Small local microbreweries have also gained increasing popularity since the 1990s, supplying distinct tasting beers in a variety of styles that seek to match the emphasis on craftsmanship, quality, and ingredient provenance often associated with Japanese food.

Sake

Sake is a brewed rice beverage that, typically, contains 15%~17% alcohol and is made by multiple fermentation of rice. At traditional formal meals, it is considered an equivalent to rice and is not simultaneously taken with other rice-based dishes, although this notion is typically no longer applied to modern, refined, premium ("ginjo") sake, which bear little resemblance to the sakes of even 100 years ago. Side dishes for sake are particularly called sakana or otsumami.
Sake is brewed in a highly labor-intensive process more similar to beer production than winemaking, hence, the common description of sake as rice "wine" is misleading. Sake is made with, by legal definition, strictly just four ingredients: special rice, water, koji, and special yeast.
As of 2014, Japan has some 1500 registered breweries, which produce thousands of different sakes. Sake characteristics and flavor profiles vary with regionality, ingredients, and the styles (maintained by brewmaster guilds) that brewery leaders want to produce.
Sake flavor profiles lend extremely well to pairing with a wide variety of cuisines, including non-Japanese cuisines.

Shōchū

Shōchū is a distilled spirit that is typically made from barley, sweet potato, buckwheat, or rice.

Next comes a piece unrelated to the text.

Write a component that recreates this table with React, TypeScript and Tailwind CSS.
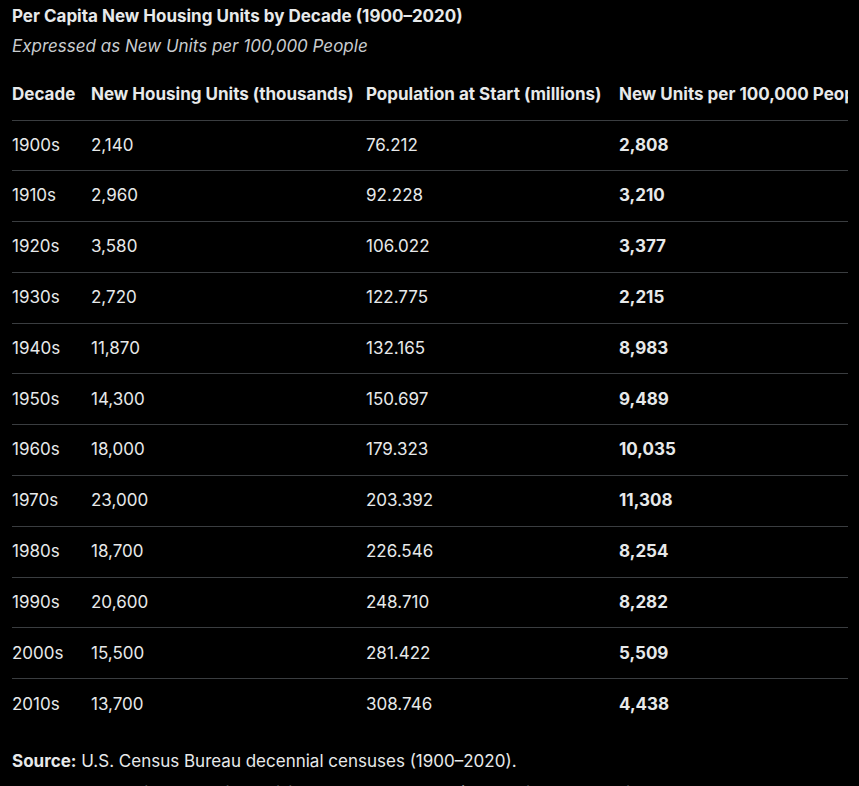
const rows = [
  ['1900s', '2,140', '76.212', '2,808'],
  ['1910s', '2,960', '92.228', '3,210'],
  ['1920s', '3,580', '106.022', '3,377'],
  ['1930s', '2,720', '122.775', '2,215'],
  ['1940s', '11,870', '132.165', '8,983'],
  ['1950s', '14,300', '150.697', '9,489'],
  ['1960s', '18,000', '179.323', '10,035'],
  ['1970s', '23,000', '203.392', '11,308'],
  ['1980s', '18,700', '226.546', '8,254'],
  ['1990s', '20,600', '248.710', '8,282'],
  ['2000s', '15,500', '281.422', '5,509'],
  ['2010s', '13,700', '308.746', '4,438'],
];

export default function App() {
  return (
    <div
      className="bg-black text-[#e7e9ea] pl-3 pr-[11px] pt-[6px] overflow-hidden h-[786px] text-[17px]"
      style={{ fontFamily: 'Inter, "Noto Sans", sans-serif' }}
    >
      <h2 className="font-bold leading-5">
        Per Capita New Housing Units by Decade (1900–2020)
      </h2>
      <p className="mt-[10px] italic leading-5 text-[#c9cccf]">
        Expressed as New Units per 100,000 People
      </p>

      <div className="mt-[13px] overflow-hidden">
        <table className="w-max min-w-full border-collapse">
          <thead>
            <tr className="border-b border-[#3a3d40] h-[51px] text-left">
              <th className="w-[79px] font-bold">Decade</th>
              <th className="w-[275px] font-bold">New Housing Units (thousands)</th>
              <th className="w-[253px] font-bold">Population at Start (millions)</th>
              <th className="font-bold pr-4">New Units per 100,000 People</th>
            </tr>
          </thead>
          <tbody>
            {rows.map((r, i) => (
              <tr
                key={r[0]}
                className={i < rows.length - 1 ? 'border-b border-[#3a3d40] h-[50.8px]' : 'h-[50.8px]'}
              >
                <td>{r[0]}</td>
                <td>{r[1]}</td>
                <td>{r[2]}</td>
                <td className="font-bold">{r[3]}</td>
              </tr>
            ))}
          </tbody>
        </table>
      </div>

      <p className="mt-[21px] leading-5">
        <span className="font-bold">Source:</span> U.S. Census Bureau decennial censuses (1900–2020).
      </p>
      <p className="mt-[12px] leading-5 text-[#8b8f93] whitespace-nowrap">
        Method: New units = Housing (millions) × 1,000; Rate = (New units ÷ Population at start) × 100,000.
      </p>
    </div>
  );
}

Shōchū is produced everywhere in Japan, but its production started in Kyushu.

Whisky

Main article: Japanese whisky
Japanese whisky began commercial production in the early 20th century, and is now extremely popular, primarily consumed in highballs (ハイボール haibōru). It is produced in the Scottish style, with malt whisky produced since the 1980s, and has since won top international awards, since the 2000s.